_Task prompt_
Skip the pictures. Transcribe the rest of the data below without changing a word.

-- Start --

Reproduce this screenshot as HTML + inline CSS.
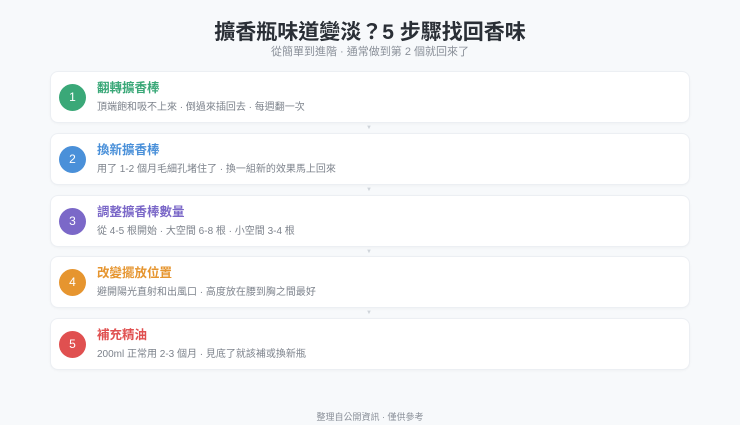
<!DOCTYPE html>
<html><head><meta charset="utf-8"><style>
*{margin:0;padding:0;box-sizing:border-box}
body{width:740px;height:425px;background:#f7f9fb;font-family:"Liberation Sans","Noto Sans CJK TC",sans-serif;position:relative;overflow:hidden}
h1{position:absolute;top:16px;left:0;width:740px;text-align:center;font-size:21px;font-weight:700;color:#2a2f36;letter-spacing:0}
.sub{position:absolute;top:43px;left:0;width:740px;text-align:center;font-size:11px;color:#8a9099}
.card{position:absolute;left:50px;width:640px;height:52px;background:#fff;border:1px solid #eceff3;border-radius:8px;box-shadow:0 1px 2px rgba(0,0,0,.03)}
.c{position:absolute;left:8px;top:12px;width:27px;height:27px;border-radius:50%;color:#fff;font-size:12px;text-align:center;line-height:27px}
.t{position:absolute;left:46px;top:5px;font-size:12.5px;font-weight:600}
.d{position:absolute;left:46px;top:26px;font-size:10px;color:#7d838c}
.ar{position:absolute;left:366px;font-size:6px;color:#cfd4da}
.foot{position:absolute;top:410px;left:0;width:740px;text-align:center;font-size:9px;color:#8a9099}
</style></head><body>
<h1>擴香瓶味道變淡？5 步驟找回香味</h1>
<div class="sub">從簡單到進階 · 通常做到第 2 個就回來了</div>

<div class="card" style="top:71px"><div class="c" style="background:#3aa878">1</div><div class="t" style="color:#3aa878">翻轉擴香棒</div><div class="d">頂端飽和吸不上來 · 倒過來插回去 · 每週翻一次</div></div>
<div class="ar" style="top:125px">▼</div>
<div class="card" style="top:133px"><div class="c" style="background:#4a90d9">2</div><div class="t" style="color:#4a90d9">換新擴香棒</div><div class="d">用了 1-2 個月毛細孔堵住了 · 換一組新的效果馬上回來</div></div>
<div class="ar" style="top:187px">▼</div>
<div class="card" style="top:195px"><div class="c" style="background:#7b68c8">3</div><div class="t" style="color:#7b68c8">調整擴香棒數量</div><div class="d">從 4-5 根開始 · 大空間 6-8 根 · 小空間 3-4 根</div></div>
<div class="ar" style="top:249px">▼</div>
<div class="card" style="top:256px"><div class="c" style="background:#e6952f">4</div><div class="t" style="color:#e6952f">改變擺放位置</div><div class="d">避開陽光直射和出風口 · 高度放在腰到胸之間最好</div></div>
<div class="ar" style="top:310px">▼</div>
<div class="card" style="top:318px"><div class="c" style="background:#e05050">5</div><div class="t" style="color:#e05050">補充精油</div><div class="d">200ml 正常用 2-3 個月 · 見底了就該補或換新瓶</div></div>

<div class="foot">整理自公開資訊 · 僅供參考</div>
</body></html>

-- End --

_Written solution_
Reproduce this screenshot as HTML + inline CSS.
<!DOCTYPE html>
<html><head><meta charset="utf-8"><style>
*{margin:0;padding:0;box-sizing:border-box}
body{width:740px;height:425px;background:#f7f9fb;font-family:"Liberation Sans","Noto Sans CJK TC",sans-serif;position:relative;overflow:hidden}
h1{position:absolute;top:16px;left:0;width:740px;text-align:center;font-size:21px;font-weight:700;color:#2a2f36;letter-spacing:0}
.sub{position:absolute;top:43px;left:0;width:740px;text-align:center;font-size:11px;color:#8a9099}
.card{position:absolute;left:50px;width:640px;height:52px;background:#fff;border:1px solid #eceff3;border-radius:8px;box-shadow:0 1px 2px rgba(0,0,0,.03)}
.c{position:absolute;left:8px;top:12px;width:27px;height:27px;border-radius:50%;color:#fff;font-size:12px;text-align:center;line-height:27px}
.t{position:absolute;left:46px;top:5px;font-size:12.5px;font-weight:600}
.d{position:absolute;left:46px;top:26px;font-size:10px;color:#7d838c}
.ar{position:absolute;left:366px;font-size:6px;color:#cfd4da}
.foot{position:absolute;top:410px;left:0;width:740px;text-align:center;font-size:9px;color:#8a9099}
</style></head><body>
<h1>擴香瓶味道變淡？5 步驟找回香味</h1>
<div class="sub">從簡單到進階 · 通常做到第 2 個就回來了</div>

<div class="card" style="top:71px"><div class="c" style="background:#3aa878">1</div><div class="t" style="color:#3aa878">翻轉擴香棒</div><div class="d">頂端飽和吸不上來 · 倒過來插回去 · 每週翻一次</div></div>
<div class="ar" style="top:125px">▼</div>
<div class="card" style="top:133px"><div class="c" style="background:#4a90d9">2</div><div class="t" style="color:#4a90d9">換新擴香棒</div><div class="d">用了 1-2 個月毛細孔堵住了 · 換一組新的效果馬上回來</div></div>
<div class="ar" style="top:187px">▼</div>
<div class="card" style="top:195px"><div class="c" style="background:#7b68c8">3</div><div class="t" style="color:#7b68c8">調整擴香棒數量</div><div class="d">從 4-5 根開始 · 大空間 6-8 根 · 小空間 3-4 根</div></div>
<div class="ar" style="top:249px">▼</div>
<div class="card" style="top:256px"><div class="c" style="background:#e6952f">4</div><div class="t" style="color:#e6952f">改變擺放位置</div><div class="d">避開陽光直射和出風口 · 高度放在腰到胸之間最好</div></div>
<div class="ar" style="top:310px">▼</div>
<div class="card" style="top:318px"><div class="c" style="background:#e05050">5</div><div class="t" style="color:#e05050">補充精油</div><div class="d">200ml 正常用 2-3 個月 · 見底了就該補或換新瓶</div></div>

<div class="foot">整理自公開資訊 · 僅供參考</div>
</body></html>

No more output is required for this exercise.